-- start --

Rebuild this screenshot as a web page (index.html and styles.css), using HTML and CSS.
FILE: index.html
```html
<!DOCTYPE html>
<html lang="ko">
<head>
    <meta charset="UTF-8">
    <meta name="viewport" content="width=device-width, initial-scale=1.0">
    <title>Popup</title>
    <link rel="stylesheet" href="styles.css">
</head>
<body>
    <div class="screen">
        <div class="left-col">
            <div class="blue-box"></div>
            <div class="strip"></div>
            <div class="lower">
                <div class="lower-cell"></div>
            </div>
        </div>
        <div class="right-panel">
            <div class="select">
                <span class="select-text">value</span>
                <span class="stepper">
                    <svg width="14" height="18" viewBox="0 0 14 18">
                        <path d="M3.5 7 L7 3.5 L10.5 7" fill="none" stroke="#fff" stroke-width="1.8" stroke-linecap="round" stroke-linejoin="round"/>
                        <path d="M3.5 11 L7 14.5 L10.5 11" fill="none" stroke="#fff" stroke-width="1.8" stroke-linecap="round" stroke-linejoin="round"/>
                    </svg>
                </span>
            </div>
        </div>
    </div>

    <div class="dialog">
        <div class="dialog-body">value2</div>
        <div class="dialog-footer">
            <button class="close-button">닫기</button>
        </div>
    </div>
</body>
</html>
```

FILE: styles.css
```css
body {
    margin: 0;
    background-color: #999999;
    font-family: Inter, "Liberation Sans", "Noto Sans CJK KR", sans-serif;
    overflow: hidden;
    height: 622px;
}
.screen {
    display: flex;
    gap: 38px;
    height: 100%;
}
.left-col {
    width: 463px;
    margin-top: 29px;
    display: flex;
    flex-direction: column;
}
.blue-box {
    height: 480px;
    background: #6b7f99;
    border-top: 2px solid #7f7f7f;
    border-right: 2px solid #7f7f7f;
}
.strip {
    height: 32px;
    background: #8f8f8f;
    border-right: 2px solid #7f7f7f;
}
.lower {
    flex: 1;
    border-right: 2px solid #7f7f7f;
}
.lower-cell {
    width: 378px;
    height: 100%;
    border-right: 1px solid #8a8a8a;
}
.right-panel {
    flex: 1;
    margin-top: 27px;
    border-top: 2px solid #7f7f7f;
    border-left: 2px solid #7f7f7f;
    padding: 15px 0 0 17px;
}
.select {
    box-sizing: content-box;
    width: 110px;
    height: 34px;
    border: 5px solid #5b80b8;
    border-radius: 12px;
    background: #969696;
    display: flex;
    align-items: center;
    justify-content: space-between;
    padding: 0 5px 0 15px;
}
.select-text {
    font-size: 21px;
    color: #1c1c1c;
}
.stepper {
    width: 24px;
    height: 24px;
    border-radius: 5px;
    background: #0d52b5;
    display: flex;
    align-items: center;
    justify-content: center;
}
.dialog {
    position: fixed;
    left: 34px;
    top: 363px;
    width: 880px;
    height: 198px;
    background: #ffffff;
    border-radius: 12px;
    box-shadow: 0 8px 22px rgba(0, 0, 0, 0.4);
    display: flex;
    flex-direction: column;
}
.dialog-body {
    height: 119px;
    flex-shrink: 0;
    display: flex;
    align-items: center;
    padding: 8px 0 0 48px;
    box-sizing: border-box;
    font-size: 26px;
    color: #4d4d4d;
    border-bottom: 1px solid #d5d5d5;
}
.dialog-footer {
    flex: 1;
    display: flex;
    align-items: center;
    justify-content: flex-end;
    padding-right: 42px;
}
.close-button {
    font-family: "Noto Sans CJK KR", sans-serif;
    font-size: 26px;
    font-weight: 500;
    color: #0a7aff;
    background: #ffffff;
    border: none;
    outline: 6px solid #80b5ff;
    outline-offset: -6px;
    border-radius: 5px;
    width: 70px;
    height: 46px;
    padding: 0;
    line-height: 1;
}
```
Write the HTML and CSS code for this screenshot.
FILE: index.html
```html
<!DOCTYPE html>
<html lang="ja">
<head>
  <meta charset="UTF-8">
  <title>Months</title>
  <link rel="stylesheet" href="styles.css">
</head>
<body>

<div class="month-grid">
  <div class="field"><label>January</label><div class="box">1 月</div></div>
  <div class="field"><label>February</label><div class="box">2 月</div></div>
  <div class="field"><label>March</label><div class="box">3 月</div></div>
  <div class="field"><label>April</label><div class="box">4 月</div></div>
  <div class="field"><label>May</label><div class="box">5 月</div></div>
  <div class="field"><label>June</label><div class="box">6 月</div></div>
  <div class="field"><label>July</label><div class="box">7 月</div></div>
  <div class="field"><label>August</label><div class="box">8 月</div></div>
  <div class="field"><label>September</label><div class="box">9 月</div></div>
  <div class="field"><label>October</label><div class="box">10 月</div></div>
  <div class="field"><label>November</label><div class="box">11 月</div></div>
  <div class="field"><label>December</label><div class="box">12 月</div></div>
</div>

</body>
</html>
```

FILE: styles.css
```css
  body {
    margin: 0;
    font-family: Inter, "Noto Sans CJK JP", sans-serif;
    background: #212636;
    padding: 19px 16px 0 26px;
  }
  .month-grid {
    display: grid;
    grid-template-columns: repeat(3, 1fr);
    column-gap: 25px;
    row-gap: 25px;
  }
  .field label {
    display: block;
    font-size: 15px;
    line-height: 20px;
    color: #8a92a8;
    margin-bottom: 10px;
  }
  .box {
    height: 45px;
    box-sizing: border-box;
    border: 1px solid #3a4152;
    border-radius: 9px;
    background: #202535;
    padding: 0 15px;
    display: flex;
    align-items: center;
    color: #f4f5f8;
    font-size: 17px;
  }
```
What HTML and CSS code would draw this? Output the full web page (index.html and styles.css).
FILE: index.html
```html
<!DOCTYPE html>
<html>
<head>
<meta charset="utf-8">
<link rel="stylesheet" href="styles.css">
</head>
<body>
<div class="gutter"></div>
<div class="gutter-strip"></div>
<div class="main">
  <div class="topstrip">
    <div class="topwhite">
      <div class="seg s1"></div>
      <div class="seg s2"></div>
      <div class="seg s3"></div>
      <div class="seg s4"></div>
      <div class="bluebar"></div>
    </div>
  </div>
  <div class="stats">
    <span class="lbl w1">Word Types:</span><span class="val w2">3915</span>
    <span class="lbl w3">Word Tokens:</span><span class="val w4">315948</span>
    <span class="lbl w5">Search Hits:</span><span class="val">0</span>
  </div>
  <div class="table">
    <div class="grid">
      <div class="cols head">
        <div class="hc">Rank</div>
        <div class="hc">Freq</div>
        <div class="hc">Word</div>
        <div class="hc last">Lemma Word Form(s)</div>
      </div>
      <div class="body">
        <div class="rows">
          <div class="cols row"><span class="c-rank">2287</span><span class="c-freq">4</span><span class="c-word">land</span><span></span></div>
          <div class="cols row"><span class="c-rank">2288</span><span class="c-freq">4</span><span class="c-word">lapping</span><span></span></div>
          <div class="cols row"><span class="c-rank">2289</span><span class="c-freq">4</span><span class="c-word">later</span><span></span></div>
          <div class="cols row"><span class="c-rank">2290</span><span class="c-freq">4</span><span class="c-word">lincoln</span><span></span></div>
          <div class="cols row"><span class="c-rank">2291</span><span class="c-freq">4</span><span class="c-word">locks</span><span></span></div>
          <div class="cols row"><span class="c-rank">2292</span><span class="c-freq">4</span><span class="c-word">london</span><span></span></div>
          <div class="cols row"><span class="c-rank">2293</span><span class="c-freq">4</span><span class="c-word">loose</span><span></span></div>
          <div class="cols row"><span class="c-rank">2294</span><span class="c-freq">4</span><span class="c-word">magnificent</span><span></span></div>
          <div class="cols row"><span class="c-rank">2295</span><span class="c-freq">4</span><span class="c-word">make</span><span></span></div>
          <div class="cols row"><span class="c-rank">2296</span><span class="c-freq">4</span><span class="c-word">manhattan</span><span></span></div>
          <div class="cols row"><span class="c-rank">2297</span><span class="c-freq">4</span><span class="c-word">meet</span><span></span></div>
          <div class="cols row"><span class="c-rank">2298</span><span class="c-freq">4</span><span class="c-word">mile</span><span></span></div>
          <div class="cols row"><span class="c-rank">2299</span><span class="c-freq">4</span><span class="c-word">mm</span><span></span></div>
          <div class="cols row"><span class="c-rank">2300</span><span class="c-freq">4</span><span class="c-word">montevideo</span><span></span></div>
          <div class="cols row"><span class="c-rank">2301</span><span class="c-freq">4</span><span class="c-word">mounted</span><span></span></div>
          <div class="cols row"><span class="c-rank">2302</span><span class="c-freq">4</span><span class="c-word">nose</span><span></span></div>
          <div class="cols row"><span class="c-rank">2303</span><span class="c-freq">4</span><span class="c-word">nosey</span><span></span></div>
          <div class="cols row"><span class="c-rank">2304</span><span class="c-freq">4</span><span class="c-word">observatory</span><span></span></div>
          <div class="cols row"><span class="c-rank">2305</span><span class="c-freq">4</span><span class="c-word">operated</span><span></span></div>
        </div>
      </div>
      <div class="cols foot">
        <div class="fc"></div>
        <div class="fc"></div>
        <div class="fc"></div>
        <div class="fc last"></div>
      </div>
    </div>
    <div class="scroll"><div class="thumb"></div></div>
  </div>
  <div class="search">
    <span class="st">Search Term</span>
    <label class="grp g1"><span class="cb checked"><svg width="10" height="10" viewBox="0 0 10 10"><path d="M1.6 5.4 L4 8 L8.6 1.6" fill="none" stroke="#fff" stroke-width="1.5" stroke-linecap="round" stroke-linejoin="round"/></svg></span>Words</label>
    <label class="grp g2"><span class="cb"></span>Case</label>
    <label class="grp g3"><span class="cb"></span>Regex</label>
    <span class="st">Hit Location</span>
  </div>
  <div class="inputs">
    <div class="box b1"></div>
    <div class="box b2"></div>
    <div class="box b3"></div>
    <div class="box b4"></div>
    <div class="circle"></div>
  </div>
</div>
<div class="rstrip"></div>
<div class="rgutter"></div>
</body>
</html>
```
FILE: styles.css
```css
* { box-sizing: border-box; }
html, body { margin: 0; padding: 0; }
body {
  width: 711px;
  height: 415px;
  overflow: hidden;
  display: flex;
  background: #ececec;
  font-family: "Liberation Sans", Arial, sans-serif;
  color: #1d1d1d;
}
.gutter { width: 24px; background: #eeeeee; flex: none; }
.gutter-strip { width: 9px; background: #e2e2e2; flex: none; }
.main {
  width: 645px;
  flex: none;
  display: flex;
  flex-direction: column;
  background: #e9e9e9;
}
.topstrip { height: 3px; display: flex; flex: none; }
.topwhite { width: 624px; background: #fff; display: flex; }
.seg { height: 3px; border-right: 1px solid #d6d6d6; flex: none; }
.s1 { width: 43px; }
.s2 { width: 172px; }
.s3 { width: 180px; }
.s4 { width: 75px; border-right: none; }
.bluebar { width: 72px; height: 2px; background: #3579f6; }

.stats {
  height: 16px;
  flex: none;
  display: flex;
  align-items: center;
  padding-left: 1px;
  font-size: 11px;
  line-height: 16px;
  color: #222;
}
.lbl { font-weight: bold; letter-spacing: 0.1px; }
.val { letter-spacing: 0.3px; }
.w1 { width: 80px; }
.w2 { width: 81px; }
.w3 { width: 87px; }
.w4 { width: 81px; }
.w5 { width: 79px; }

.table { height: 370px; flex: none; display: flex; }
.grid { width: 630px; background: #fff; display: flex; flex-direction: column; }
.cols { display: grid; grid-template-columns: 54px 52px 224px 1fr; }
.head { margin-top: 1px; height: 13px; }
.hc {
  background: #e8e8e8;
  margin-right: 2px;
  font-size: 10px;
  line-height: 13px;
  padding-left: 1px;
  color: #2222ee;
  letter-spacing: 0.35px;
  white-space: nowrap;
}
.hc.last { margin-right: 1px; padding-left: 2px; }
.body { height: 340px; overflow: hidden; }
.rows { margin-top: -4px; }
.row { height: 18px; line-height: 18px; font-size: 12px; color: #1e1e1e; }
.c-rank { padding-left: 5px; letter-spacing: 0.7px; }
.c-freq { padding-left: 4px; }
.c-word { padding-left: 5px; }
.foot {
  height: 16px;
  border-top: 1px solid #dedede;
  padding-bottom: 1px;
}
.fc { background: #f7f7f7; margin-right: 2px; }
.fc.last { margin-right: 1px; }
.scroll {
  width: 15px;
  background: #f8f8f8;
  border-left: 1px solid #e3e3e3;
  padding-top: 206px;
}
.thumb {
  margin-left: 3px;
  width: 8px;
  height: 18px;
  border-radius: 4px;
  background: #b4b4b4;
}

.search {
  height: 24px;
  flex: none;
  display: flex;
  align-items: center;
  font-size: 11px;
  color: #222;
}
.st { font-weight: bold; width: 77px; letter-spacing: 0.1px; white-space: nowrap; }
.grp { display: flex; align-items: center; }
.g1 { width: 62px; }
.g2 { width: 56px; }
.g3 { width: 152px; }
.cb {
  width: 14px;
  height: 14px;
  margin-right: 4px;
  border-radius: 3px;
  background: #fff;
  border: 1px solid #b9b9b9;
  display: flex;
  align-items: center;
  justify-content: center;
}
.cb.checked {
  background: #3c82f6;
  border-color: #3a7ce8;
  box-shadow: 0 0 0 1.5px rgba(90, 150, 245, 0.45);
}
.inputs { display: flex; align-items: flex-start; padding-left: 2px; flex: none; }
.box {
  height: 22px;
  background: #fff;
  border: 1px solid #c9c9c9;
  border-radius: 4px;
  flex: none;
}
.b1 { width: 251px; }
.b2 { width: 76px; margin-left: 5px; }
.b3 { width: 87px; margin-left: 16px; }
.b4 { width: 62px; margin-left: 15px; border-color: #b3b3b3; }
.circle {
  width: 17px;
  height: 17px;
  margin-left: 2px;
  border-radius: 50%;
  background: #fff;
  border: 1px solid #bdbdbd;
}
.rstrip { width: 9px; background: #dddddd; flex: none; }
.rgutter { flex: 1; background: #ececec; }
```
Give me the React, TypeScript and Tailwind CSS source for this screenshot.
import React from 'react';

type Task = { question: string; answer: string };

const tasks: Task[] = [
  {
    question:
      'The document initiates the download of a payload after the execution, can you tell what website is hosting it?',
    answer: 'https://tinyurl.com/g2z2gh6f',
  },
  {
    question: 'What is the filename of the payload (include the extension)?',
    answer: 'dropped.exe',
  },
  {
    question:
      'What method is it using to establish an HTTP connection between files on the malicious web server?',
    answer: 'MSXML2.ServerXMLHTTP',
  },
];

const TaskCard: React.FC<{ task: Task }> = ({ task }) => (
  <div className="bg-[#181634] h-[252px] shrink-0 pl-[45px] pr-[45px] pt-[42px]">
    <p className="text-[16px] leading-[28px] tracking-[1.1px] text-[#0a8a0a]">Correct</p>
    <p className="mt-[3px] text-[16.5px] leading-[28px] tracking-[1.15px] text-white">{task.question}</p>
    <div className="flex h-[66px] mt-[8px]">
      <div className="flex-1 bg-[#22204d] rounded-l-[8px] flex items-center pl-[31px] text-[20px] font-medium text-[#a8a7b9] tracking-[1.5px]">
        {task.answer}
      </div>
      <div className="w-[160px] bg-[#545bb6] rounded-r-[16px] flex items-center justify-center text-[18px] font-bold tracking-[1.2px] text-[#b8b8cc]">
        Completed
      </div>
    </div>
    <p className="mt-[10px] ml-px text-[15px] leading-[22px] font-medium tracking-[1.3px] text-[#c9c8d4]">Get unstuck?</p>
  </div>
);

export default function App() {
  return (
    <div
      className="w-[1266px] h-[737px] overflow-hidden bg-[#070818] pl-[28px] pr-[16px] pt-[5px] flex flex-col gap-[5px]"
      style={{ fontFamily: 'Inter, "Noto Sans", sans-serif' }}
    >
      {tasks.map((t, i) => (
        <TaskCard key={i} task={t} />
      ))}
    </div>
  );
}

-- end --

- Task goal
Beginning with the line containing "Give me the" and ending with the line containing "string; answer: string", extract those lines exactly from the listing above, and only those.

- Solution to this exercise
Give me the React, TypeScript and Tailwind CSS source for this screenshot.
import React from 'react';

type Task = { question: string; answer: string };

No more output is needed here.